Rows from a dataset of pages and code
***
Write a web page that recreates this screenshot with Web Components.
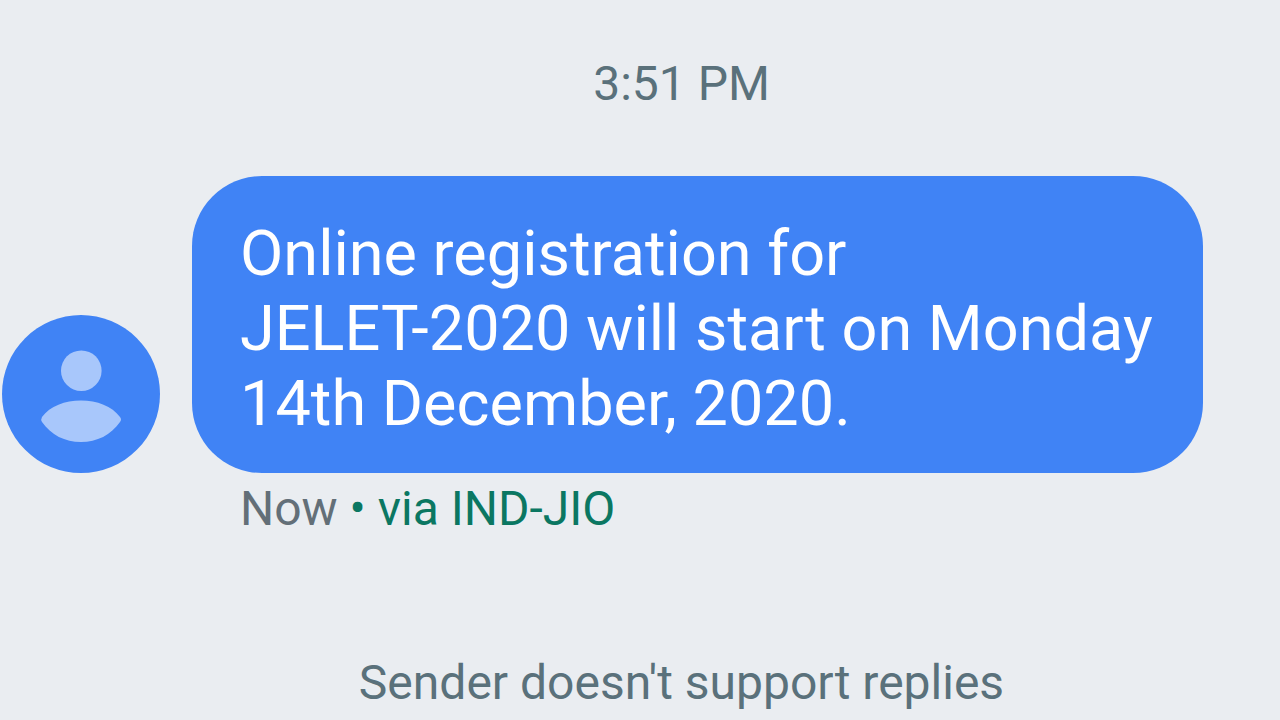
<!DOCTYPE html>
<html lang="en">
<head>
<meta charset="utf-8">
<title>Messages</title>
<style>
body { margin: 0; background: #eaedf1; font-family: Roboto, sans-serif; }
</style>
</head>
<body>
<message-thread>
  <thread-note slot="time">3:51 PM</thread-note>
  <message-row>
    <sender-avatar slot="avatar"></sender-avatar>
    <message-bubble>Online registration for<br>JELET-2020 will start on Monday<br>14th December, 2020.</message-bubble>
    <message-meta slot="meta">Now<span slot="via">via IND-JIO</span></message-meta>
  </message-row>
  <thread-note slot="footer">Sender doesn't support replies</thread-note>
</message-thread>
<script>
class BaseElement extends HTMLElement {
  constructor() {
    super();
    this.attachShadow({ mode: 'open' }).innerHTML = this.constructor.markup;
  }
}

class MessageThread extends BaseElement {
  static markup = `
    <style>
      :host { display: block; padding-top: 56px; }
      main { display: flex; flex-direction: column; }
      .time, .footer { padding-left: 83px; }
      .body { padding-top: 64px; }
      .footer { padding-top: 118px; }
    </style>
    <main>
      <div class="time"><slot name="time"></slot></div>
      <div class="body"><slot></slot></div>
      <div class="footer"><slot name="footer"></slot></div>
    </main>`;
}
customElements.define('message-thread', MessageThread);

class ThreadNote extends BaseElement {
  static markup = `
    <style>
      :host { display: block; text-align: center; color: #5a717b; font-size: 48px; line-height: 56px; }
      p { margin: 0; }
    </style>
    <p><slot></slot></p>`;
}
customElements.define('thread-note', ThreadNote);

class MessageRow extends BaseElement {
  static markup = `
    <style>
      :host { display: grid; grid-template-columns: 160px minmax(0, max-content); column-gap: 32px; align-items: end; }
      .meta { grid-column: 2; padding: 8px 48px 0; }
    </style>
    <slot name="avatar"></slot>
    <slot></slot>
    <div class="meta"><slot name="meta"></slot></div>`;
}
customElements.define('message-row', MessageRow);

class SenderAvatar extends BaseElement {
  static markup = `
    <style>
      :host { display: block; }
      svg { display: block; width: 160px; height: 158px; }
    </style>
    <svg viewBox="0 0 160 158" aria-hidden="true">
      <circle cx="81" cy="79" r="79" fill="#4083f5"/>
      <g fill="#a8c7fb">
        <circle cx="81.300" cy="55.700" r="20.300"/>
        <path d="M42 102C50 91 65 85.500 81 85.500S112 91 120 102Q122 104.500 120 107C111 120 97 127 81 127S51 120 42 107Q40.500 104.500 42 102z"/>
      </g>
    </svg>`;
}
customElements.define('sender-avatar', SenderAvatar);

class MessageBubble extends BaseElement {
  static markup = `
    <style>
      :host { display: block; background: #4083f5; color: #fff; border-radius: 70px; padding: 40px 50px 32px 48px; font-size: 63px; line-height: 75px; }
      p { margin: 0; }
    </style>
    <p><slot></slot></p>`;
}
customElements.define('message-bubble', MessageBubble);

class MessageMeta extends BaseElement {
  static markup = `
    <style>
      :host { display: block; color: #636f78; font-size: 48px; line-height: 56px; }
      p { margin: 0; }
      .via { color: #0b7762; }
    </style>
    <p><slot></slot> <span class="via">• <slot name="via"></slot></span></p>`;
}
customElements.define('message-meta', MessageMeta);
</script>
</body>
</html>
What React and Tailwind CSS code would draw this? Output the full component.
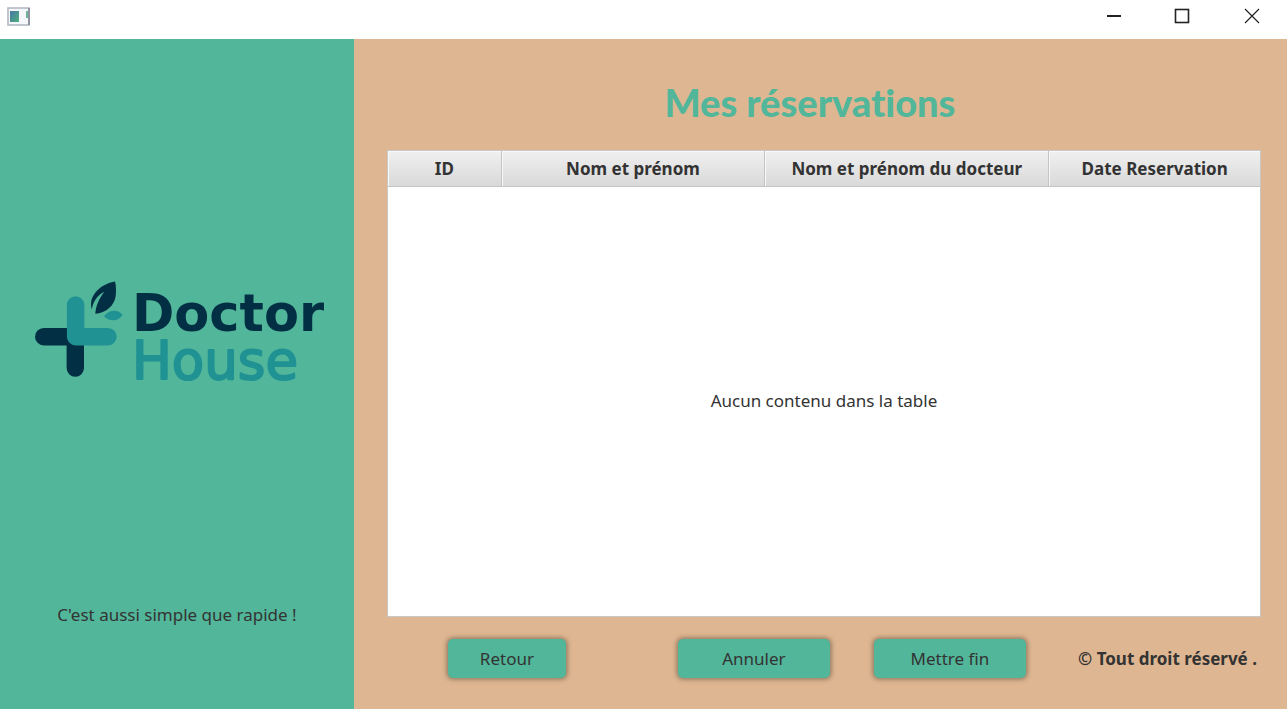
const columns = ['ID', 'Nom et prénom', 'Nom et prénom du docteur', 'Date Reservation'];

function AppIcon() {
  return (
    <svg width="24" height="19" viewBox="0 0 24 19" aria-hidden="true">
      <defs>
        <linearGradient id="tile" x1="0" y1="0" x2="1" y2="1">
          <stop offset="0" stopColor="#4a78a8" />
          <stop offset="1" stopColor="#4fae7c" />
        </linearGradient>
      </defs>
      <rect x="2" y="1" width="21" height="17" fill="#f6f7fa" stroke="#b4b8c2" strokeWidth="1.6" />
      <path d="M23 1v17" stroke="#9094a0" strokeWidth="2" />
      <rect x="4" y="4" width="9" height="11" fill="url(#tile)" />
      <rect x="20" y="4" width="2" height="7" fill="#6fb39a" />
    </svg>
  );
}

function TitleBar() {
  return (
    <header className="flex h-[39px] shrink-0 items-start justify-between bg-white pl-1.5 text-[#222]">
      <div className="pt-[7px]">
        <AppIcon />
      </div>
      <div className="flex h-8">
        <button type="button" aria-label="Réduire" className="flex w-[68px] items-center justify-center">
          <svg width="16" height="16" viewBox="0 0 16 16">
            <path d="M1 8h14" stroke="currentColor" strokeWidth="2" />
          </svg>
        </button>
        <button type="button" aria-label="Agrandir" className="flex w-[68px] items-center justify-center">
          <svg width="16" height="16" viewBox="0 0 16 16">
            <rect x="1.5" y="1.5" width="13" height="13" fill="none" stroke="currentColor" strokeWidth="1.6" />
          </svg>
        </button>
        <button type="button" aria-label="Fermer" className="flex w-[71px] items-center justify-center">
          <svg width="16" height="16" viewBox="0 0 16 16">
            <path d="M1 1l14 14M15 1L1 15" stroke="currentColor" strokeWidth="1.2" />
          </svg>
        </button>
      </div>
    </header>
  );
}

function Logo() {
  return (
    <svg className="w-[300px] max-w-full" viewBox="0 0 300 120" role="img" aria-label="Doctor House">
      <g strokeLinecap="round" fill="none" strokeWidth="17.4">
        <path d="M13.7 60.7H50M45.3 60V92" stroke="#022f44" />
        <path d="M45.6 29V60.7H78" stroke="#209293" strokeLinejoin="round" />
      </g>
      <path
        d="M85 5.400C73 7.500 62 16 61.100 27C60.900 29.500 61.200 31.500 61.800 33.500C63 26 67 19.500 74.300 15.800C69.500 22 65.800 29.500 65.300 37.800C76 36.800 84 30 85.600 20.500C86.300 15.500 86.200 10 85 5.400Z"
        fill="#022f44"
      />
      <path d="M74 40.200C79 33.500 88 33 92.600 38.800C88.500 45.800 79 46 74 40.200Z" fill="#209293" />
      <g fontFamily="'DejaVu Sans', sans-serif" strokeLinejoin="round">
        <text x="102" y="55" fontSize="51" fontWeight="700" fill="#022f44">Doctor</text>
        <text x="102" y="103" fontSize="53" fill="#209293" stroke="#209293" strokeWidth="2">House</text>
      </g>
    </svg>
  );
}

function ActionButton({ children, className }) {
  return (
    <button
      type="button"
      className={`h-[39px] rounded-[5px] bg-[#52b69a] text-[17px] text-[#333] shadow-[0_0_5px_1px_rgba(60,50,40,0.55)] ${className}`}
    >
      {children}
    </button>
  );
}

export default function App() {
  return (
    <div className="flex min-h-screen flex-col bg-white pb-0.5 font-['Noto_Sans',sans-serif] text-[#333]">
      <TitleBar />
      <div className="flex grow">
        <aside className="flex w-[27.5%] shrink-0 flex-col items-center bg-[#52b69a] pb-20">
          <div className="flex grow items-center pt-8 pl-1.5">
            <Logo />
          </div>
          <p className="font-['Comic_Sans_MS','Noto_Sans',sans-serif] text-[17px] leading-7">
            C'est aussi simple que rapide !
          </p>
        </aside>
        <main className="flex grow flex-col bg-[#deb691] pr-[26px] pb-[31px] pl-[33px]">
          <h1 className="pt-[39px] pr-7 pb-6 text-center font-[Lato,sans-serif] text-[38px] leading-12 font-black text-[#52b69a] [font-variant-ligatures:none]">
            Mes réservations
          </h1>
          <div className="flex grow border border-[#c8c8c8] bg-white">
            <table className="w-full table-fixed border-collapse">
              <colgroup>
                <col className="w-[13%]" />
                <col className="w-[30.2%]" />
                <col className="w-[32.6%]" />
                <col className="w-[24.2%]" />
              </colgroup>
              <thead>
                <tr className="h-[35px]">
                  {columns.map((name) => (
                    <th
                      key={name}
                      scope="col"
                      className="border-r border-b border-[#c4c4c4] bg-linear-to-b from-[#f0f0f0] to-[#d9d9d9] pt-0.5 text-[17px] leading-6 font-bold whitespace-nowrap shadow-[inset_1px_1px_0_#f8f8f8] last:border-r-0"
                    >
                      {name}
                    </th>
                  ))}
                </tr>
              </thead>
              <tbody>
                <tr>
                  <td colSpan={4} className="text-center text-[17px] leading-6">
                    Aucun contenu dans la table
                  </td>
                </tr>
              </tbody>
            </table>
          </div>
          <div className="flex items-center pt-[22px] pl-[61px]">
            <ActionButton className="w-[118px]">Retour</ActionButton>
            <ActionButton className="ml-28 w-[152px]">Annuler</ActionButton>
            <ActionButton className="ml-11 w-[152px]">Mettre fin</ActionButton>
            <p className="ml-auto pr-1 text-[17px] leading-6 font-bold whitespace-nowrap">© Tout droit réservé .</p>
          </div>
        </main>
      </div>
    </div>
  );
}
***
**Short task:** Pictures should be left out. Retype only the run of lines from the line containing "What React and" to the line containing "const columns = ['ID', 'Nom", inclusive.

**Result below:**
What React and Tailwind CSS code would draw this? Output the full component.
const columns = ['ID', 'Nom et prénom', 'Nom et prénom du docteur', 'Date Reservation'];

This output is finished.